Wer US-Wahlkampf hautnah erleben möchte, ist in Kalifornien fehl am Platz. Der bevölkerungsreichste Bundesstaat hält bei Präsidentschaftsduellen treu zu den Demokraten. Seit Bill Clinton 1992 will dazu keine Partei mehr Auftrittsenergie verschwenden. Doch hier sind Hollywood und Silicon Valley. Die bekanntesten Gouverneure Ronald Reagan und Arnold Schwarzenegger waren Republikaner. Es gibt also widersprüchliche Indizien für das immer problematischere Wechselspiel von Medien und Politik.
Ausgerechnet in Carmel-by-the-Sea, wo einst Clint Eastwood als republikanischer Bürgermeister agierte, ist nach tagelangem Road Trip das erste Plakat für die Kalifornierin Kamala Harris zu entdecken. Donald Trump dominiert unterdessen die politisch unkorrekten T-Shirts in Venice Beach, der geriatrisch und kommerziell überfallenen, einst juvenilen und unkonventionellen Strand-Flaniermeile von Los Angeles.

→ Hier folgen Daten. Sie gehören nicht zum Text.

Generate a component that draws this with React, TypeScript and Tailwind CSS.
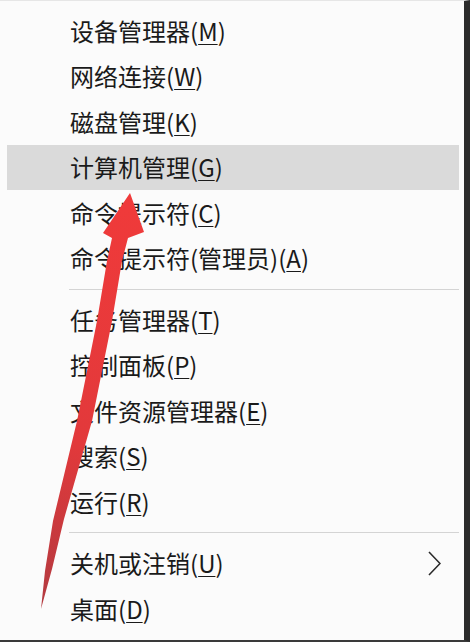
import React from "react";

type Item = { label: string; k: string; active?: boolean; sub?: boolean };

const groups: Item[][] = [
  [
    { label: "设备管理器", k: "M" },
    { label: "网络连接", k: "W" },
    { label: "磁盘管理", k: "K" },
    { label: "计算机管理", k: "G", active: true },
    { label: "命令提示符", k: "C" },
    { label: "命令提示符(管理员)", k: "A" },
  ],
  [
    { label: "任务管理器", k: "T" },
    { label: "控制面板", k: "P" },
    { label: "文件资源管理器", k: "E" },
    { label: "搜索", k: "S" },
    { label: "运行", k: "R" },
  ],
  [
    { label: "关机或注销", k: "U", sub: true },
    { label: "桌面", k: "D" },
  ],
];

const Row = ({ item }: { item: Item }) => (
  <div
    className={`h-[45.5px] flex items-center justify-between pl-[63px] pr-[18px] ${
      item.active ? "bg-[#dadada]" : ""
    }`}
  >
    <span className="text-[24px] leading-none text-[#1a1a1a]">
      {item.label}(
      <span className="underline decoration-1 underline-offset-[3px]">{item.k}</span>)
    </span>
    {item.sub && (
      <svg width="13" height="25" viewBox="0 0 13 25" fill="none">
        <polyline points="1,1 12,12.5 1,24" stroke="#2a2a2a" strokeWidth="1.6" />
      </svg>
    )}
  </div>
);

const Arrow = () => (
  <svg
    className="absolute inset-0 pointer-events-none"
    width="470"
    height="642"
    viewBox="0 0 470 642"
  >
    <defs>
      <linearGradient id="red" x1="130" y1="192" x2="41" y2="608" gradientUnits="userSpaceOnUse">
        <stop offset="0" stopColor="#f03a3a" />
        <stop offset="0.6" stopColor="#e2393b" />
        <stop offset="1" stopColor="#b23a40" />
      </linearGradient>
    </defs>
    <polygon
      fill="url(#red)"
      points="130,192 144,231 128,237 122,260 112,320 92,420 64,518 52,568 41,608 45,570 53,520 77,420 97,320 107,260 112,237 103,232"
    />
  </svg>
);

export default function App() {
  return (
    <div className="relative w-[470px] h-[642px] bg-[#fbfbfb] border-t border-t-[#e6e6e6] border-r-[6px] border-r-[#2b2b2b] border-b-2 border-b-[#3a3a3a] font-['Noto_Sans_CJK_SC',sans-serif] overflow-hidden">
      <div className="pt-[7px] pl-[7px] pr-[5px]">
        {groups.map((g, gi) => (
          <div key={gi}>
            {gi > 0 && (
              <div className="h-[16px] flex items-center pl-[62px]">
                <div className="h-px w-full bg-[#d4d4d4]" />
              </div>
            )}
            {g.map((it) => (
              <Row key={it.label} item={it} />
            ))}
          </div>
        ))}
      </div>
      <Arrow />
    </div>
  );
}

Doch wer fernsieht und Sendungen des Ö1 vergleichbaren National Public Radio sucht, glaubt ohnehin, dass das Interesse mehr einer Volksabstimmung für Kalifornien gilt: Staatliche Einmischung in Mieten? Allein die Existenz des Plebiszits wirkt als Ende des amerikanischen Traums von Selbstverantwortung.

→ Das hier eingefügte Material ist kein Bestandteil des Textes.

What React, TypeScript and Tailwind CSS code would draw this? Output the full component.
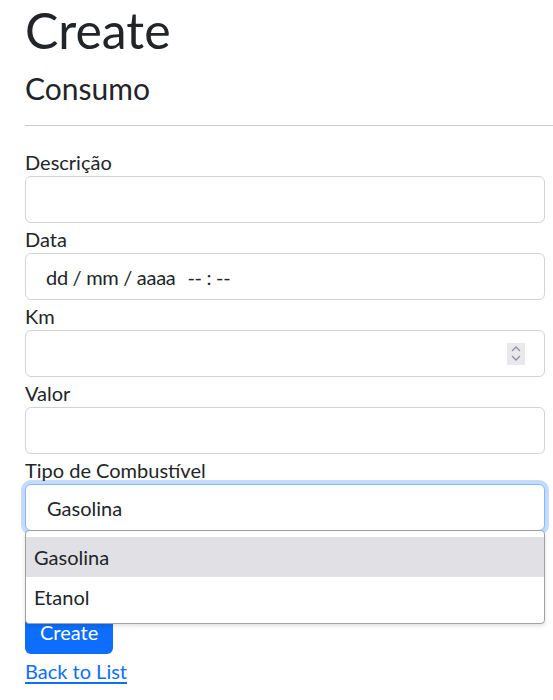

Selbstverwirklichung in maßloser Überziehung ist hingegen keine Erfindung von Elon Musk. „Citizen Kane“ galt lang als bester Film aller Zeiten. Das Vorbild für die Hauptfigur des dämonischen Verlegers war Randolph Hearst. Was Xanadu im Film, existiert real nahe Monterey: Hearst Castle – das Manifest eines Superreichen, der alles kann, ohne etwas davon zu verstehen. So wie es Musk heute mit Twitter macht. Um es dann zu X wie Xanadu umzutaufen und als persönliches Instrument zu missbrauchen.

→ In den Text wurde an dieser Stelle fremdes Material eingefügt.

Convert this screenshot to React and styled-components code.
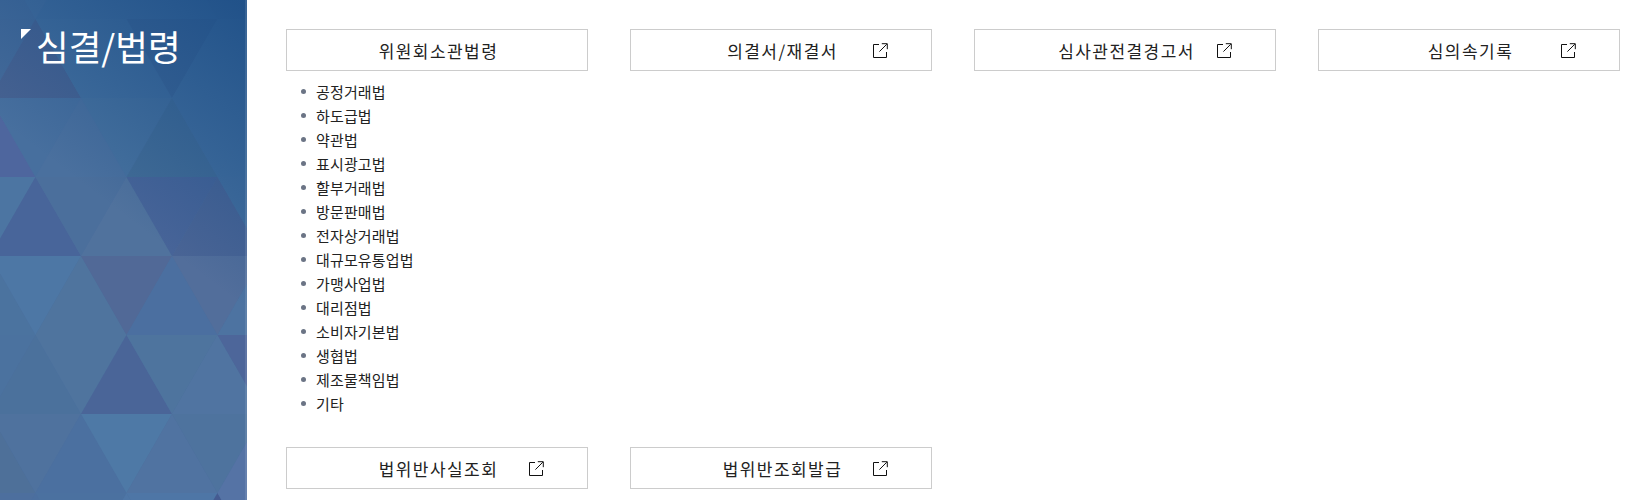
import React from 'react';
import styled, { createGlobalStyle } from 'styled-components';

const Global = createGlobalStyle`
  html, body { margin: 0; padding: 0; background: #fff; }
  body { font-family: "Noto Sans CJK KR", "Noto Sans", sans-serif; color: #222; }
`;

const Page = styled.div`
  display: flex;
  width: 1629px;
  height: 500px;
  overflow: hidden;
`;

const Sidebar = styled.aside`
  position: relative;
  flex: 0 0 247px;
  height: 500px;
  overflow: hidden;
  background: #4b6f9e;
  &::after {
    content: '';
    position: absolute;
    top: 0;
    right: 0;
    bottom: 0;
    width: 2px;
    background: rgba(255, 255, 255, 0.1);
  }
`;

const Pattern = styled.svg`
  position: absolute;
  inset: 0;
  display: block;
`;

const Title = styled.h1`
  position: relative;
  margin: 0;
  padding: 20px 0 0 36px;
  font-size: 35.5px;
  line-height: 52px;
  font-weight: 400;
  color: #fff;
  &::before {
    content: '';
    position: absolute;
    left: 21px;
    top: 29px;
    width: 0;
    height: 0;
    border-style: solid;
    border-width: 10px 10px 0 0;
    border-color: #fff transparent transparent transparent;
  }
`;

const Main = styled.main`
  flex: 1;
  display: grid;
  grid-template-columns: repeat(4, 302px);
  column-gap: 42px;
  row-gap: 32px;
  align-content: start;
  padding: 29px 0 0 39px;
`;

const Column = styled.div`
  display: flex;
  flex-direction: column;
`;

const Button = styled.a`
  position: relative;
  box-sizing: border-box;
  display: flex;
  align-items: center;
  justify-content: center;
  height: 42px;
  padding-left: 3px;
  border: 1px solid #ccc;
  background: #fff;
  color: #222;
  font-size: 17px;
  letter-spacing: 1.45px;
  text-decoration: none;
`;

const ExternalIcon = styled.svg`
  position: absolute;
  right: 43px;
  top: 13px;
  width: 15px;
  height: 15px;
  fill: none;
  stroke: #111;
  stroke-width: 1;
`;

const LawList = styled.ul`
  list-style: none;
  margin: 8px 0 0;
  padding: 0 0 0 15px;
`;

const LawItem = styled.li`
  display: flex;
  align-items: center;
  gap: 10px;
  height: 24px;
  font-size: 15px;
  letter-spacing: 0.15px;
  color: #222;
  &::before {
    content: '';
    flex: 0 0 5px;
    height: 5px;
    border-radius: 50%;
    background: #6b7485;
  }
`;

const rows = [
  ['#456c9b', '#44709f', '#406d9d', '#406d9d', '#406d9d', '#3f6b9b', '#3f6b9b'],
  ['#456b9a', '#47608f', '#42709e', '#42709e', '#3c6595', '#42709e', '#42709e'],
  ['#4f659f', '#476f9e', '#4a719f', '#46729f', '#416c95', '#42709e', '#42709e'],
  ['#4d77a3', '#48649a', '#4c6f9c', '#52739d', '#476397', '#496394', '#43709e'],
  ['#4c74a0', '#4e79a7', '#50769f', '#536896', '#4b70a1', '#546e9b', '#4e74a2'],
  ['#4c73a0', '#4c729c', '#50759f', '#4a6498', '#4f759f', '#5276a2', '#4e659a'],
  ['#4f7199', '#50739f', '#4c71a1', '#4f7ba8', '#5274a2', '#4f749f', '#5774a7'],
  ['#4e6f9e', '#4c6fa0', '#4c72a1', '#4f78a8', '#4f78a8', '#44588f', '#5774a7'],
];

const triangles = rows.flatMap((colors, r) => {
  const top = -60 + 79 * r;
  const bottom = top + 79;
  return colors.map((fill, i) => {
    const c = -10 + 45.5 * i;
    const up = r % 2 === 0 ? i % 2 === 0 : i % 2 === 1;
    const points = up
      ? `${c},${top} ${c - 45.5},${bottom} ${c + 45.5},${bottom}`
      : `${c},${bottom} ${c - 45.5},${top} ${c + 45.5},${top}`;
    return { key: `${r}-${i}`, fill, points };
  });
});

const SidePattern = () => (
  <Pattern width="247" height="500" viewBox="0 0 247 500" aria-hidden="true">
    <defs>
      <linearGradient id="shade" gradientUnits="userSpaceOnUse" x1="235" y1="0" x2="90" y2="190">
        <stop offset="0" stopColor="#1a4c85" stopOpacity="0.8" />
        <stop offset="1" stopColor="#1a4c85" stopOpacity="0" />
      </linearGradient>
    </defs>
    <g opacity="0.85">
      {triangles.map(t => (
        <polygon key={t.key} points={t.points} fill={t.fill} />
      ))}
    </g>
    <rect width="247" height="500" fill="url(#shade)" />
  </Pattern>
);

const External = () => (
  <ExternalIcon viewBox="0 0 15 15" aria-hidden="true">
    <path d="M6 1.5H.5v13h13V9" />
    <path d="M6.4 8.6 13.8 1.2M8.8.7h5.5v5.5" />
  </ExternalIcon>
);

const laws = ['공정거래법', '하도급법', '약관법', '표시광고법', '할부거래법', '방문판매법', '전자상거래법', '대규모유통업법', '가맹사업법', '대리점법', '소비자기본법', '생협법', '제조물책임법', '기타'];

const LinkButton = ({ children, external = true }) => (
  <Button href="#">
    {children}
    {external && <External />}
  </Button>
);

export default function App() {
  return (
    <Page>
      <Global />
      <Sidebar>
        <SidePattern />
        <Title>심결/법령</Title>
      </Sidebar>
      <Main>
        <Column>
          <LinkButton external={false}>위원회소관법령</LinkButton>
          <LawList>
            {laws.map(l => <LawItem key={l}>{l}</LawItem>)}
          </LawList>
        </Column>
        <Column><LinkButton>의결서/재결서</LinkButton></Column>
        <Column><LinkButton>심사관전결경고서</LinkButton></Column>
        <Column><LinkButton>심의속기록</LinkButton></Column>
        <Column><LinkButton>법위반사실조회</LinkButton></Column>
        <Column><LinkButton>법위반조회발급</LinkButton></Column>
      </Main>
    </Page>
  );
}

Hearst war einst im Wettstreit mit Joseph Pulitzer um die Meinungshoheit im Land. Weil der eine ein Schloss hinterließ und der andere einen Journalismuspreis, wird gern vergessen, was beide vereint: Sie waren Wegbereiter des Boulevards. Diese Gemeinsamkeit fehlt heute, wenn Amazon-Eigner Jeff Bezos die „Washington Post“ kauft und Tesla-Besitzer Elon Musk Twitter erwirbt. Allein die Umtaufe zu X war ein purer Ego-Trip. Der Rest ist demokratiepolitische Gemeingefährdung. „Der Spiegel“ betitelt das zu Recht mit „Staatsfeind Nummer zwei“ – was Musk prompt zur Aufforderung für ein Attentat verdreht.
Mit Milliardengewinnen aus dem Elektroautobau finanziert der Größenwahnsinnige den Ego-Trip in der Politik. Doch seine Autos sind schick, die Alternativen träg und das Prestige der Fahrer gut. Dieses Image anzugreifen, ist die Killer-App gegen Musk.